I'll post updates on the progress of the garden a few times during the summer.

Monday, April 19, 2010

Spring's Bounty

All of the flowering trees are just amazing right now. I don't know if it was a warmer-than-normal winter or a very wet spring, but the flowers seem to be more abundant than usual.
The scent of my neighbor's viburnum is intoxicating.
This is flowering quince in a beautiful peach color.
This Sargent cherry with double pink blossoms...
...looks wonderful where the blossoms are contrasted by the dark bark.
The lilacs are ready to burst a little early I think.
And I love these tiny bleeding hearts with their delicate feathery foliage.

I hope you enjoy your spring day.

Friday, April 16, 2010

Kitchen Dreaming

In the condo where I lived previously, my kitchen was circa 1920. It was low on technology but huge on charm. The cabinets were all hand made and been painted scores of times, the floors were wide pine and there was a large double apron sink. On one side the sink was so deep, I was able to keep a dish rack in it to drain dishes and you could barely see it when you walked into the room. I loved my old sink.

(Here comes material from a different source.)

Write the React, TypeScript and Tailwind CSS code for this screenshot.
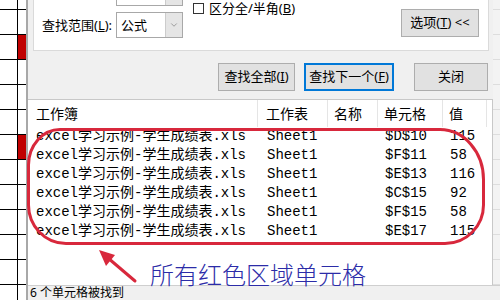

Even though I'm working on my "dining study," my mind keeps wandering to what I'll do with the kitchen. Even though I'd like an updated layout and new appliances, I want to avoid it looking like it came from a showroom; in fact, I really don't want it to look new. I think these old apron sink immediately bring a vintage air to any kitchen so I think I need to start my search for the perfect one.
I love the look of this kitchen with the painted floor, glass front cabinets and schoolhouse light but I'm not so sure about the visible plumbing. I don't have steam radiators but I love the little shelf that they installed over it to display a few kitchen plants.

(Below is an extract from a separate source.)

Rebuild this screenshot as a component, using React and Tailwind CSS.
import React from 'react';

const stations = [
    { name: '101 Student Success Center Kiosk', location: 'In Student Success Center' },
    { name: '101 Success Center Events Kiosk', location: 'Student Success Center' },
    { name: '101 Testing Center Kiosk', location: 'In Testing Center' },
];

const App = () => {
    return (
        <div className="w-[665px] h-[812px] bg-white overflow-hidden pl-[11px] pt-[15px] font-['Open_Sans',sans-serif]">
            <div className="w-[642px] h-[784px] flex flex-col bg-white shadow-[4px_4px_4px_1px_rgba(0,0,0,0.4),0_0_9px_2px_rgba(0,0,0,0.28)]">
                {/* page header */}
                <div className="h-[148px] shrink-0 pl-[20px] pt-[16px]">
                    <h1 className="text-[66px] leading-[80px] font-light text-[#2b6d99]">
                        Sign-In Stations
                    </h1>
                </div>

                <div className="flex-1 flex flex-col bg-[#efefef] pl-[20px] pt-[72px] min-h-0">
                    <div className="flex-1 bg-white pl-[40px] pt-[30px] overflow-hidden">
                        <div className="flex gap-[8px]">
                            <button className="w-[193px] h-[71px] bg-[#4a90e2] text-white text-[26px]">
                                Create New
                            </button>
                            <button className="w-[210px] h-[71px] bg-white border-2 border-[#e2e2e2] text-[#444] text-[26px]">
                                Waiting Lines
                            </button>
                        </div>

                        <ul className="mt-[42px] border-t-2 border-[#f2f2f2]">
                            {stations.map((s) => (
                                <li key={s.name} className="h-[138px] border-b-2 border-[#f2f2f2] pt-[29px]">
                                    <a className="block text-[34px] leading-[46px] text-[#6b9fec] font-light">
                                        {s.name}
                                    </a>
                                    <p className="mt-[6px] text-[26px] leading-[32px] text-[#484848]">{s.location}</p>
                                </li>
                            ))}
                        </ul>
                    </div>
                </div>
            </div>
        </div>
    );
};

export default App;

The thing I love most about this kitchen is you could totally transform it with a coat of paint. Paint the walls ivory, the cabinets black and the floor red and you've got an entirely different look.
The skirt idea is one I find a attractive but maybe a little girly. I might do something a little more tailored.
I am totally in love with this kitchen from an old Martha article. It takes me to another place and time. I think I envisioned this kitchen as I read the "The Secret Life of Bees" and I was happy to see that they used something similar in the movie.
Here's an almost identical sink they've put in a bathroom. A little out of the ordinary maybe but certainly more practical than a vessel sink. I love you the drain board is being utilized as a counter.
This is actually a new sink I found for sale on the internet. New is always nice but it can't be too shiny or it would be an immediate giveaway. I hope to find a vintage one in great condition that I can give a new home. So my eyes are peeled!
It's a long weekend for us here in Boston. It's marathon day so the city shuts down so everyone can cheer the runners on. Hope everyone has a great one and I'll think of you on Monday!

Tuesday, April 13, 2010


I received my final exterior renovation plans from The Architects and my certified plot plan so decided to go over to the Building Department and start my application process. I expected that I would have to formally make the application and wait for a review of the plans for them to see that my front porch is "nonconforming" (because it's too close to the street) as per current zoning laws.

But as I was filling out the application and told them I knew I would have to get a variance to complete the work, the head of the department looked at plot plan...

...saw that I would have 5 feet, six inches between the new porch and sidewalk, I was immediately rejected. It's not a bad thing; it's exactly what I expected only it happened much faster than I anticipated....which is good. So I got the application for a variance and I can move forward with making my case.

In a way, I've never been so happy to be rejected!

Dining Room

(Not my dining room)
The day I painted my living room, I moved most of the furniture into the adjacent dining room. Below is a "before" photo taken from the living room looking through the dining room. And here you're getting your first peek at my sad kitchen.
And below is the same view after stripping the wallpaper, painting everything and moving my furniture in.
Here's a "before" shot of the dining room itself. The wall with the door is the wall that separates the living room from the dining room. I would love to open this up at some point but there's a chimney that runs up through the center of the house so it's a really big job.
And below is the room after stripping the wallpaper, painting, hanging new curtains, switching out the ceiling fan with a chandelier...
...and moving in my furniture and hanging some artwork. I've never loved this room. It never felt quite right. I know part of the problem is my modern furniture and the bright green rustic sideboard, as much as I love it, didn't help matters.
But when I disassembled the table and moved the furniture from my living room into the dining room, even though it was terribly cramped, it suddenly started to feel right. It shouldn't be a dining room, it should be a multifunctional study, library, TV, dining room.
So I'm thinking something like the above room with a central table where I can have coffee in the morning while I watch the news, but with comfortable upholstered chairs where I can sit and read a book in the afternoon and enjoy dinner for a small group of friends on a Friday evening.
On the other end of my new room, I can see some cabinets for storage with some bookcases to display some of my collections. Kind of like the above room without the pink sofa.
This project is going to be a challenge. I haven't yet shown you the other side of the room where I demoed a few closets. It's a mess. Secondly, while I continue to save for my front porch project, my budget is basically zero. I'll need to get some new furniture at some point but let's see how much progress I can make with my collection of Home Depot, American Express and Pottery Barn gift cards I've received from friends and family and never remembered to take with me to the stores.